During the afternoon, Fr. Andrew gave me a bit of tour of Emmaus, and I have to say, as a town, the place is cute as a bug’s ear. I’d love to have more of a chance to get to know the place sometime.

After Vespers, I gave the second talk. There was about half the attendance, and about half of those people hadn’t been there in the afternoon. Again, some good questions, and all things considered pretty good given that my face was used for advertising. In any event, my job was done, Fr. Andrew took me out for Chinese food, and once again we had a great conversation over a wide range of topics.

Sunday morning, it was back to Kazan and their usual polyphonic mix of things; Gail Ortner is a capable choir director, and truthfully, it was nice to just stand there and sing and not have to worry about everything being my problem.

Thanks to a flight delay, I was able to attend the Lehigh Valley Pan-Orthodox Vespers for Sunday of Orthodoxy at St. Nicholas Cathedral (GOA).

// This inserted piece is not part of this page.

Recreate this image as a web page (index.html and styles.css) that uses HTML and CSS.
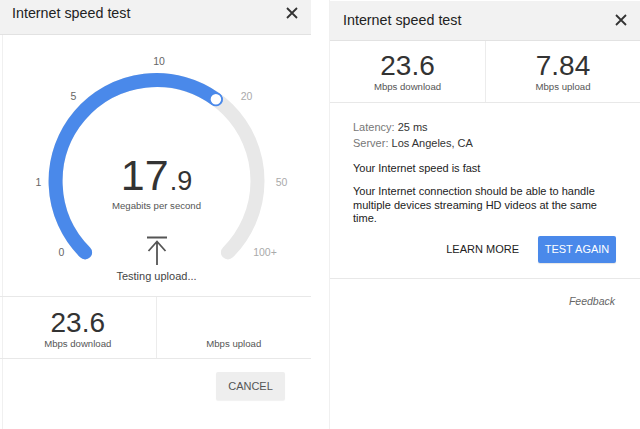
FILE: index.html
```html
<!DOCTYPE html>
<html>
<head>
<meta charset="utf-8">
<link rel="stylesheet" href="styles.css">
</head>
<body>
<div class="page">
  <section class="panel panel-left">
    <header class="head head-left">
      <span class="title">Internet speed test</span>
      <svg class="close" viewBox="0 0 12 12" width="12" height="12"><path d="M1 1L11 11M11 1L1 11" stroke="#333" stroke-width="1.8" fill="none"/></svg>
    </header>
    <div class="gauge">
      <svg class="gauge-svg" width="311" height="261" viewBox="0 35 311 261">
        <path d="M 82.1 252.4 A 101 101 0 1 1 224.9 252.4" fill="none" stroke="#e8e8e8" stroke-width="14" stroke-linecap="round"/>
        <path d="M 82.1 252.4 A 101 101 0 0 1 212.9 99.3" fill="none" stroke="#4a89ea" stroke-width="14" stroke-linecap="round"/>
        <circle cx="212.9" cy="99.3" r="6" fill="#fff" stroke="#4a89ea" stroke-width="1.5"/>
        <g class="ticks">
          <text x="58.5" y="252" class="tick on">0</text>
          <text x="35.5" y="182" class="tick on">1</text>
          <text x="70.5" y="96" class="tick on">5</text>
          <text x="156" y="61" class="tick on">10</text>
          <text x="243.5" y="96" class="tick off">20</text>
          <text x="278.5" y="182" class="tick off">50</text>
          <text x="262" y="252" class="tick off">100+</text>
        </g>
      </svg>
      <div class="readout">
        <div class="value"><span class="int">17</span><span class="dec">.9</span></div>
        <div class="unit">Megabits per second</div>
        <svg class="up-icon" width="24" height="30" viewBox="0 0 24 30"><path d="M2 1.5H22M12 5V29M3.5 15L12 5.5L20.5 15" stroke="#555" stroke-width="1.8" fill="none"/></svg>
        <div class="status">Testing upload...</div>
      </div>
    </div>
    <div class="stats stats-left">
      <div class="cell"><div class="num">23.6</div><div class="lbl">Mbps download</div></div>
      <div class="cell"><div class="num empty"></div><div class="lbl">Mbps upload</div></div>
    </div>
    <div class="actions-left">
      <button class="btn-cancel">CANCEL</button>
    </div>
  </section>

  <section class="panel panel-right">
    <header class="head head-right">
      <span class="title">Internet speed test</span>
      <svg class="close" viewBox="0 0 12 12" width="12" height="12"><path d="M1 1L11 11M11 1L1 11" stroke="#333" stroke-width="1.8" fill="none"/></svg>
    </header>
    <div class="stats stats-right">
      <div class="cell"><div class="num">23.6</div><div class="lbl">Mbps download</div></div>
      <div class="cell"><div class="num">7.84</div><div class="lbl">Mbps upload</div></div>
    </div>
    <div class="details">
      <div class="meta"><span class="key">Latency:</span> 25 ms</div>
      <div class="meta"><span class="key">Server:</span> Los Angeles, CA</div>
      <div class="verdict">Your Internet speed is fast</div>
      <p class="desc">Your Internet connection should be able to handle multiple devices streaming HD videos at the same time.</p>
      <div class="actions-right">
        <button class="btn-flat">LEARN MORE</button>
        <button class="btn-blue">TEST AGAIN</button>
      </div>
    </div>
    <div class="feedback-row"><span class="feedback">Feedback</span></div>
  </section>
</div>
</body>
</html>
```

FILE: styles.css
```css
* { box-sizing: border-box; }
html, body { margin: 0; padding: 0; background: #fff; }
body {
  font-family: "Liberation Sans", Arial, sans-serif;
  color: #222;
  width: 640px;
  height: 429px;
  overflow: hidden;
}
.page {
  display: flex;
  gap: 18px;
  align-items: stretch;
  height: 429px;
}
.panel {
  width: 311px;
  flex: none;
  display: flex;
  flex-direction: column;
}
.panel-left { border-left: 1px solid #f0f0f0; margin-left: 2px; width: 309px; }
.panel-right { border-left: 1px solid #f0f0f0; }

.head {
  background: #f2f2f2;
  border-bottom: 1px solid #e2e2e2;
  display: flex;
  align-items: center;
  justify-content: space-between;
  flex: none;
}
.head .title { font-size: 14.3px; color: #222; }
.head-left {
  height: 35px;
  margin-left: -3px;
  padding: 0 13px 8px 12px;
}
.head-right {
  height: 40px;
  margin-top: 1px;
  padding: 0 13px 2px 13px;
}
.close { display: block; }

.gauge {
  position: relative;
  height: 261px;
  flex: none;
}
.gauge-svg { display: block; }
.tick {
  font-family: "Liberation Sans", Arial, sans-serif;
  font-size: 10.5px;
  text-anchor: middle;
  dominant-baseline: central;
}
.tick.on { fill: #666; }
.tick.off { fill: #aaa; }

.readout {
  position: absolute;
  left: 0;
  width: 311px;
  top: 119px;
  display: flex;
  flex-direction: column;
  align-items: center;
  margin-left: -2px;
}
.value {
  color: #333;
  line-height: 1;
  white-space: nowrap;
}
.value .int { font-size: 43px; }
.value .dec { font-size: 27px; margin-left: 1px; }
.unit { font-size: 9.6px; color: #555; margin-top: 3px; }
.up-icon { display: block; margin-top: 25px; }
.status { font-size: 11px; color: #444; margin-top: 4px; }

.stats {
  display: grid;
  grid-template-columns: 1fr 1fr;
  border-bottom: 1px solid #e8e8e8;
  flex: none;
}
.stats-left { border-top: 1px solid #e8e8e8; height: 63px; margin-left: -3px; }
.stats-right { height: 62px; }
.cell {
  display: flex;
  flex-direction: column;
  align-items: center;
  justify-content: center;
}
.cell + .cell { border-left: 1px solid #ececec; }
.num { font-size: 28px; color: #333; line-height: 1; height: 28px; }
.lbl { font-size: 9.6px; color: #555; margin-top: 1px; }
.stats-left .cell { padding-top: 2px; }
.stats-right .cell { padding-top: 0; }

.actions-left {
  display: flex;
  justify-content: flex-end;
  padding: 13px 26px 0 0;
}
.btn-cancel {
  font-family: "Liberation Sans", Arial, sans-serif;
  font-size: 11px;
  color: #555;
  background: #eeeeee;
  border: none;
  border-radius: 2px;
  width: 69px;
  height: 28px;
  padding: 0;
  box-shadow: 0 1px 1px rgba(0,0,0,0.06);
}

.details {
  padding: 16px 24px 15px 23px;
  border-bottom: 1px solid #e8e8e8;
  font-size: 11px;
}
.meta { line-height: 16px; color: #333; }
.meta .key { color: #777; }
.verdict { line-height: 16px; margin-top: 9px; color: #222; }
.desc { margin: 9px 0 0; line-height: 13.5px; color: #222; }
.actions-right {
  display: flex;
  justify-content: flex-end;
  align-items: center;
  gap: 11px;
  margin-top: 10px;
}
.btn-flat, .btn-blue {
  font-family: "Liberation Sans", Arial, sans-serif;
  font-size: 11px;
  border: none;
  border-radius: 2px;
  height: 27px;
  padding: 0 8px;
}
.btn-flat { background: transparent; color: #222; }
.btn-blue { background: #4a89ea; color: #fff; width: 78px; padding: 0; box-shadow: 0 1px 1px rgba(0,0,0,0.1); }

.feedback-row {
  display: flex;
  justify-content: flex-end;
  padding: 16px 25px 0 0;
}
.feedback { font-size: 10.5px; font-style: italic; color: #666; }
```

It’s a beautiful church, and it was a very nice way to end the visit. It worked out perfectly, and I got to the airport with plenty of time to catch my plane.

And now I’m home until May.

I’ll say this — getting to know Fr. Andrew a bit has been one of the real highlights of the last six weeks. He’s one of the good guys — he appears to have a genuine love of God, the Church, Tradition, and the people he serves; he is able to use his theatrical background and intellectual acuity to great effect (as opposed to great affect, which I’ve seen happen all too often); he seems to very much care about the place he is in and wants to serve it to the best of his ability; he seems to have a very good handle on where his parish is at and what they need to be doing; and — very important — he has a supportive group of parishioners behind him, and a really awesome family at home. I hope to have more of a chance to get to know him down the road.